# Google SketchUp (modelador grafico)



## Don Barredora (Ago 13, 2009)

Hola gente! estuve probando este soft y me parecio muy interesante y facil de usar, ideal para crear objetos 3D.

Sirve mucho cuando uno quiere empezar a modelizar un proyecto.. como tambien para mostrar mas facil a otros lo que uno quiere realizar..

*Google SketchUp 7*

SketchUp fue diseñado para usarlo de una manera intuitiva y flexible, facilitando ampliamente su uso en comparación con otros programas de modelado 3D. Cualquier persona, desde un niño hasta un adulto, pueden de manera muy sencilla aprender a utilizar esta herramienta para diseño tridimensional. El programa también incluye en sus recursos un tutorial en vídeo para ir aprendiendo paso a paso cómo se puede ir diseñando y modelando el propio ambiente. Se recomienda a los principiantes tener paciencia para seguir las explicaciones del tutorial (está disponible la versión en español). Como una introducción, el tutorial tiene una importancia básica para comprender lo sencillo, práctico y poderoso que en definitiva resulta ser este programa.

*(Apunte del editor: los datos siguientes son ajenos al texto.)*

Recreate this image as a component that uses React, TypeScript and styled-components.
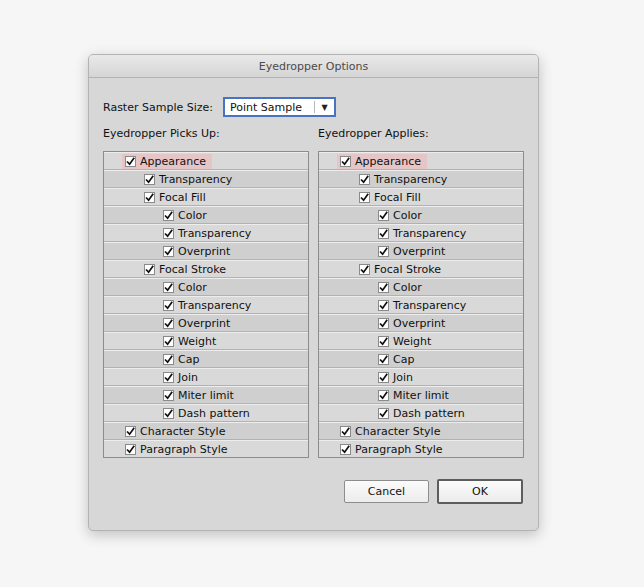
import React from "react";
import styled, { createGlobalStyle } from "styled-components";

const Global = createGlobalStyle`
  html, body { margin: 0; padding: 0; background: #f6f6f6; }
  body { font-family: "DejaVu Sans", "Liberation Sans", sans-serif; }
`;

const Page = styled.div`
  width: 644px;
  height: 587px;
  padding: 54px 0 0 88px;
  box-sizing: border-box;
`;

const Dialog = styled.div`
  width: 451px;
  height: 477px;
  box-sizing: border-box;
  background: #d7d7d7;
  border: 1px solid #b3b3b3;
  border-radius: 5px;
  box-shadow: 0 4px 14px rgba(0, 0, 0, 0.22);
  display: flex;
  flex-direction: column;
  overflow: hidden;
`;

const TitleBar = styled.div`
  height: 22px;
  flex: none;
  background: linear-gradient(#e9e9e9, #d5d5d5);
  border-bottom: 1px solid #b2b2b2;
  display: flex;
  align-items: center;
  justify-content: center;
  font-size: 11px;
  color: #4a4a4a;
`;

const Body = styled.div`
  padding: 19px 15px 0 14px;
  display: flex;
  flex-direction: column;
  font-size: 11px;
  color: #111;
`;

const SizeRow = styled.div`
  display: flex;
  align-items: center;
  gap: 10px;
  height: 20px;
`;

const Select = styled.div`
  width: 113px;
  height: 20px;
  box-sizing: border-box;
  background: #fff;
  border: 2px solid #4a72c2;
  display: flex;
  align-items: center;
  padding-left: 5px;
`;

const SelectText = styled.span`
  flex: 1;
`;

const SelectArrow = styled.span`
  width: 19px;
  height: 12px;
  border-left: 1px solid #b8b8b8;
  display: flex;
  align-items: center;
  justify-content: center;
  font-size: 8px;
  color: #222;
`;

const Columns = styled.div`
  display: grid;
  grid-template-columns: 206px 206px;
  column-gap: 9px;
  margin-top: 10px;
`;

const Column = styled.div`
  display: flex;
  flex-direction: column;
`;

const ColLabel = styled.div`
  height: 14px;
  line-height: 14px;
  margin-bottom: 10px;
`;

const List = styled.div`
  border: 1px solid #8c8c8c;
  background: #d4d4d4;
  display: flex;
  flex-direction: column;
`;

const Row = styled.div<{ $level: number; $alt: boolean }>`
  height: 18px;
  box-sizing: border-box;
  border-top: 1px solid #ededed;
  border-bottom: 1px solid #b2b2b2;
  background: ${(p) => (p.$alt ? "#cfcfcf" : "#d9d9d9")};
  display: flex;
  align-items: center;
  padding-left: ${(p) => 18 + p.$level * 19}px;
  &:last-child {
    border-bottom: none;
    height: 17px;
  }
`;

const Item = styled.div<{ $hi?: boolean }>`
  display: flex;
  align-items: center;
  gap: 4px;
  height: 15px;
  padding: 0 6px 0 3px;
  background: ${(p) => (p.$hi ? "#e6c5c7" : "transparent")};
`;

const Box = styled.span`
  width: 11px;
  height: 11px;
  box-sizing: border-box;
  background: #fff;
  border: 1px solid #8a8a8a;
  display: flex;
  align-items: center;
  justify-content: center;
`;

const Footer = styled.div`
  display: flex;
  justify-content: flex-end;
  gap: 8px;
  margin-top: 21px;
`;

const Button = styled.button<{ $default?: boolean }>`
  font-family: inherit;
  font-size: 11px;
  color: #111;
  width: ${(p) => (p.$default ? "86px" : "85px")};
  height: ${(p) => (p.$default ? "25px" : "23px")};
  margin-top: ${(p) => (p.$default ? "0" : "1px")};
  box-sizing: border-box;
  border: ${(p) => (p.$default ? "2px solid #5d5d5d" : "1px solid #8d8d8d")};
  background: linear-gradient(#fbfbfb, #ececec);
  border-radius: 2px;
  padding: 0;
`;

const Check = () => (
  <Box>
    <svg width="9" height="9" viewBox="0 0 9 9">
      <path d="M1 4.5 L3.6 7.2 L8.2 0.8" fill="none" stroke="#111" strokeWidth="1.7" />
    </svg>
  </Box>
);

const items: [string, number][] = [
  ["Appearance", 0],
  ["Transparency", 1],
  ["Focal Fill", 1],
  ["Color", 2],
  ["Transparency", 2],
  ["Overprint", 2],
  ["Focal Stroke", 1],
  ["Color", 2],
  ["Transparency", 2],
  ["Overprint", 2],
  ["Weight", 2],
  ["Cap", 2],
  ["Join", 2],
  ["Miter limit", 2],
  ["Dash pattern", 2],
  ["Character Style", 0],
  ["Paragraph Style", 0],
];

const CheckList = () => (
  <List>
    {items.map(([label, level], i) => (
      <Row key={i} $level={level} $alt={i % 2 === 1}>
        <Item $hi={i === 0}>
          <Check />
          <span>{label}</span>
        </Item>
      </Row>
    ))}
  </List>
);

export default function App() {
  return (
    <>
      <Global />
      <Page>
        <Dialog>
          <TitleBar>Eyedropper Options</TitleBar>
          <Body>
            <SizeRow>
              <span>Raster Sample Size:</span>
              <Select>
                <SelectText>Point Sample</SelectText>
                <SelectArrow>▼</SelectArrow>
              </Select>
            </SizeRow>
            <Columns>
              <Column>
                <ColLabel>Eyedropper Picks Up:</ColLabel>
                <CheckList />
              </Column>
              <Column>
                <ColLabel>Eyedropper Applies:</ColLabel>
                <CheckList />
              </Column>
            </Columns>
            <Footer>
              <Button>Cancel</Button>
              <Button $default>OK</Button>
            </Footer>
          </Body>
        </Dialog>
      </Page>
    </>
  );
}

SketchUp permite moldear imágenes en 3D de edificios, coches, personas y cualquier objeto o artículo dentro de la imaginación del diseñador o dibujante. Además, para facilidad, el programa incluye una galería de objetos, texturas e imágenes para descargar.










(Video pero de la version no gratuita)
YouTube - Google SketchUp Pro


Fuentes: 

http://sketchup.google.com/
http://es.wikipedia.org/wiki/Google_SketchUp


----------



## lobito (Ago 13, 2009)

Tienes razón pablovilla, este programa está bastante bien. Pero por si no lo sabias, busca información sobre el ARplugin. Busca videos, tutoriales, y utilizalo, yo me quedé de piedra...


----------



## MVB (Ago 13, 2009)

Algun dia intente hacer un plano de mi casa para montarla en google earrth pero no fui capaz, en verdad estos programas de 3d siempre me han dado lio.


----------



## Tacatomon (Ago 13, 2009)

Nunca me lleve bien con el Diseño 3D pero me interesa, a ver si este programa de google es mas intuitivo para mi pequeño lobulo frontal.

Saludos.


----------



## FaniieRawrs (Sep 15, 2009)

vaya, ps, suena bastante interesante, lamentablemente actualmente paso menos tiempo en la computadora...pero haber si lo consigo y en vacaciones lo pruebo...ya q eh utilizado programas para crear objetos en 3D y me entrenetia bastante, hice un plano de mi casa en una ocacion, en un programa q tenia...(q no recuerdo el nombre, pero esta muuuy bueno y facil de usar, luego investigo) bueno, en fin, cree el plano de mi casa, hasta un plaño de la secundaria a la q iva, nose, era divertido, ya q a la hora de verlo en 3D ps, era casi como estar ahy, podia entrar a las habitaciones, subir las escaleras, en fin, casi como estar ahy....de hecho yo misma diseñe lo q actualmente es el jardin de la casa....ya q como yo sabia moverle al programa ps mi madre me lo pidio de favor....

bueno...entonces, ya despues vere si puedo utilizar este programa, suena interesante


----------